[start Records supplied]

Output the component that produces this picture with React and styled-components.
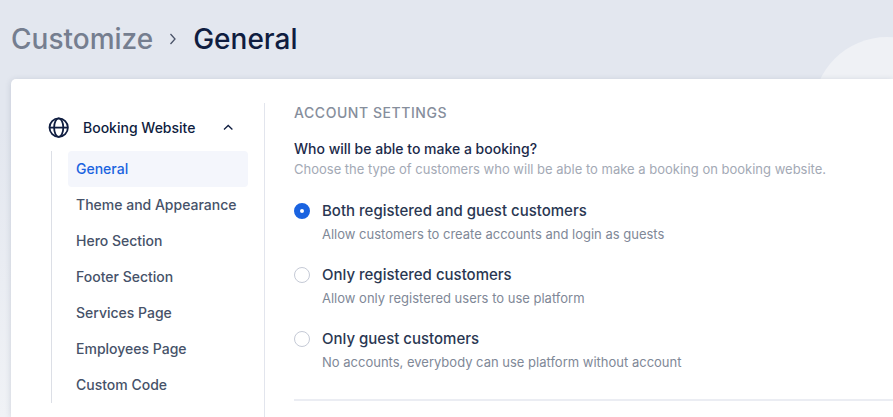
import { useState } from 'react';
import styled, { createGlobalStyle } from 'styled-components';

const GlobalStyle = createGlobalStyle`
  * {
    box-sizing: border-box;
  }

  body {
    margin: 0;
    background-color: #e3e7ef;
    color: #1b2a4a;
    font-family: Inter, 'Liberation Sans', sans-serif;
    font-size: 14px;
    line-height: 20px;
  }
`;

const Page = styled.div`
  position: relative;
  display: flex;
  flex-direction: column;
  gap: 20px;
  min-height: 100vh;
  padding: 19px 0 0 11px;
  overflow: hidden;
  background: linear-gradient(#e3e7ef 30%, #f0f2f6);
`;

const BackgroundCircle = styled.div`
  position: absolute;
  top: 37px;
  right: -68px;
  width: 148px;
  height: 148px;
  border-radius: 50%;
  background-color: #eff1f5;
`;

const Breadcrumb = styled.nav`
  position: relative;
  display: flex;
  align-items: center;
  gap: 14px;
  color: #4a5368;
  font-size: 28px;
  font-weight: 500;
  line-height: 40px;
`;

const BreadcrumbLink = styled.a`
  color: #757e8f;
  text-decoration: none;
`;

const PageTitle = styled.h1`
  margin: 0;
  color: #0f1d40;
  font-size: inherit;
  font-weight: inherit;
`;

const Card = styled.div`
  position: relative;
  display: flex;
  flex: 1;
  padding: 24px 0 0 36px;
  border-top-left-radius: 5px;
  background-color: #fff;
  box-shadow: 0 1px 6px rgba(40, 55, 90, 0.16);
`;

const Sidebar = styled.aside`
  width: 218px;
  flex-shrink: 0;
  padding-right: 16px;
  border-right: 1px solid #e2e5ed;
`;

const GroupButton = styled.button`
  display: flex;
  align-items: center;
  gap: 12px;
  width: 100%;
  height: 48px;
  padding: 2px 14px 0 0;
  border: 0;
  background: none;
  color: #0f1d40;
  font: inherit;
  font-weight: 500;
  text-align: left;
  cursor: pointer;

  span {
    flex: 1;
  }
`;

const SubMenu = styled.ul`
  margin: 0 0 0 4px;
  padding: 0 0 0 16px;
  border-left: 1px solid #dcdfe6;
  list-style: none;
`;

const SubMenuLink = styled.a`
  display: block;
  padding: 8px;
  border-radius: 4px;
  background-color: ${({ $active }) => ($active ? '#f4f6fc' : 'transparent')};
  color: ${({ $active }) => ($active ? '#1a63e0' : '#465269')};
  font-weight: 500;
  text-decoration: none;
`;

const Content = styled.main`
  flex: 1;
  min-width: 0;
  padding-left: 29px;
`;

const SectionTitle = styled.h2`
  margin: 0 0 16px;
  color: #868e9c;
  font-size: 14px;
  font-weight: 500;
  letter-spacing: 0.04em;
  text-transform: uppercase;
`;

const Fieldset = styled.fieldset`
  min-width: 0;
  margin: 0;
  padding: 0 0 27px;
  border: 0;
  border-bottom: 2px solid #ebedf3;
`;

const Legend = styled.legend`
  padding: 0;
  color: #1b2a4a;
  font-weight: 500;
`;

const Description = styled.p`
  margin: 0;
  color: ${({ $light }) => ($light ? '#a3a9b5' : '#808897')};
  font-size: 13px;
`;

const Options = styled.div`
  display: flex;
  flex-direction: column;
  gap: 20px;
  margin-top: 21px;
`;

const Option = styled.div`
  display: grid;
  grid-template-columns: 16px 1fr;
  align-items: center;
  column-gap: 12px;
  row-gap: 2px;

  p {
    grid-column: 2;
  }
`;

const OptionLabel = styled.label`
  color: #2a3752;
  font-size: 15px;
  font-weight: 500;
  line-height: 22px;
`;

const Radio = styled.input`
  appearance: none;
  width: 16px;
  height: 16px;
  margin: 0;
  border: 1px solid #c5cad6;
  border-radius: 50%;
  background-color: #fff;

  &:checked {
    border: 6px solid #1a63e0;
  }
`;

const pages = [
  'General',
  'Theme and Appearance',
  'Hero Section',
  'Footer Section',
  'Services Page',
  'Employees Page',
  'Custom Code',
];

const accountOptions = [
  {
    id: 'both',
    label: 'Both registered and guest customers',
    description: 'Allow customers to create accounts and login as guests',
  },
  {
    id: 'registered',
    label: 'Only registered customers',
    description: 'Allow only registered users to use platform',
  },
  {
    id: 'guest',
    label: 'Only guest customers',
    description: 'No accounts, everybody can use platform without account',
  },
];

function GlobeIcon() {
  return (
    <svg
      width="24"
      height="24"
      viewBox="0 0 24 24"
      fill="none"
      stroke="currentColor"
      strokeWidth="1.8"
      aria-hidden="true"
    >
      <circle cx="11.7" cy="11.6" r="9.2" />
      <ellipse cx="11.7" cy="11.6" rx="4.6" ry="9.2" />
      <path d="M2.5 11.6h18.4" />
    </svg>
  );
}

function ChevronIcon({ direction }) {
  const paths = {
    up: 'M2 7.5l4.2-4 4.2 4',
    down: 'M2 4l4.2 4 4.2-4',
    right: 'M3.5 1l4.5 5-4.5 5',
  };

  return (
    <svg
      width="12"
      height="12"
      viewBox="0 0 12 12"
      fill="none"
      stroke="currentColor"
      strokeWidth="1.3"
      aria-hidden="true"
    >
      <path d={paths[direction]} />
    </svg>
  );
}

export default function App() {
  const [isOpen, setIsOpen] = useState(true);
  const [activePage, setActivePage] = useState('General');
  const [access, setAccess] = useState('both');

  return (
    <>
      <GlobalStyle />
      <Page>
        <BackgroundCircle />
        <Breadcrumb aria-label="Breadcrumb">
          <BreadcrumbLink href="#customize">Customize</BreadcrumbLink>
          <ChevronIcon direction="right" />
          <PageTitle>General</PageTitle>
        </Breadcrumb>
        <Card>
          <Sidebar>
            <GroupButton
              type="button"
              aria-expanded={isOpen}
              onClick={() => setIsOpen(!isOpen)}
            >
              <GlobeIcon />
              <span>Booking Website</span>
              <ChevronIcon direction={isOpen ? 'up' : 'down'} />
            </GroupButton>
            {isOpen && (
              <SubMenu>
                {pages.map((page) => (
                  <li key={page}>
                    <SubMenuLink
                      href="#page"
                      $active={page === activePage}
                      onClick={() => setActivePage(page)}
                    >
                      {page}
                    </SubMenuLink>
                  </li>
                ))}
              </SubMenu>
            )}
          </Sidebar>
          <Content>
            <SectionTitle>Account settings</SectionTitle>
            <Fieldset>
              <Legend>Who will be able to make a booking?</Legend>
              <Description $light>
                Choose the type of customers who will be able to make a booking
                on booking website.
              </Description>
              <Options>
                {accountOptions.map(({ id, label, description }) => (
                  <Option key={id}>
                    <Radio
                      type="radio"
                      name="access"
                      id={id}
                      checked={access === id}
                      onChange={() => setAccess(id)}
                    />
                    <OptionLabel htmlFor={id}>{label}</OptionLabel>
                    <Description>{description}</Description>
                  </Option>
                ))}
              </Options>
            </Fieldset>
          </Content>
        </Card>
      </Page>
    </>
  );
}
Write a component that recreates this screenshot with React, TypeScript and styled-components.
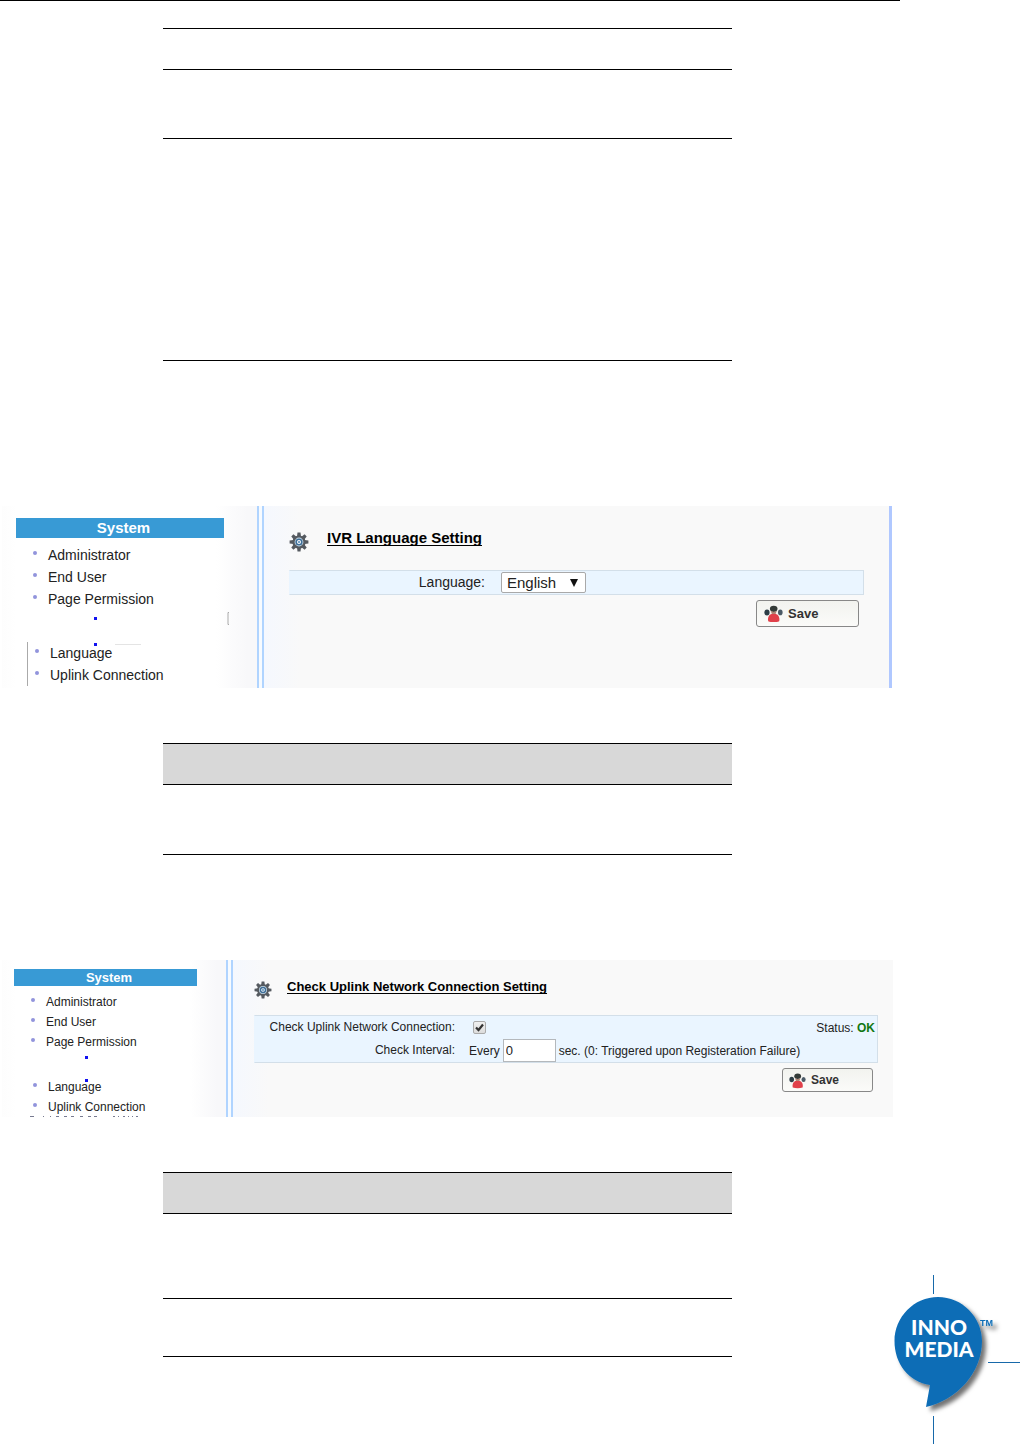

[end Records supplied]

Task statement:
The word "that" may turn up on some lines of these records; say how many, with no other words.

Result of this exercise:
2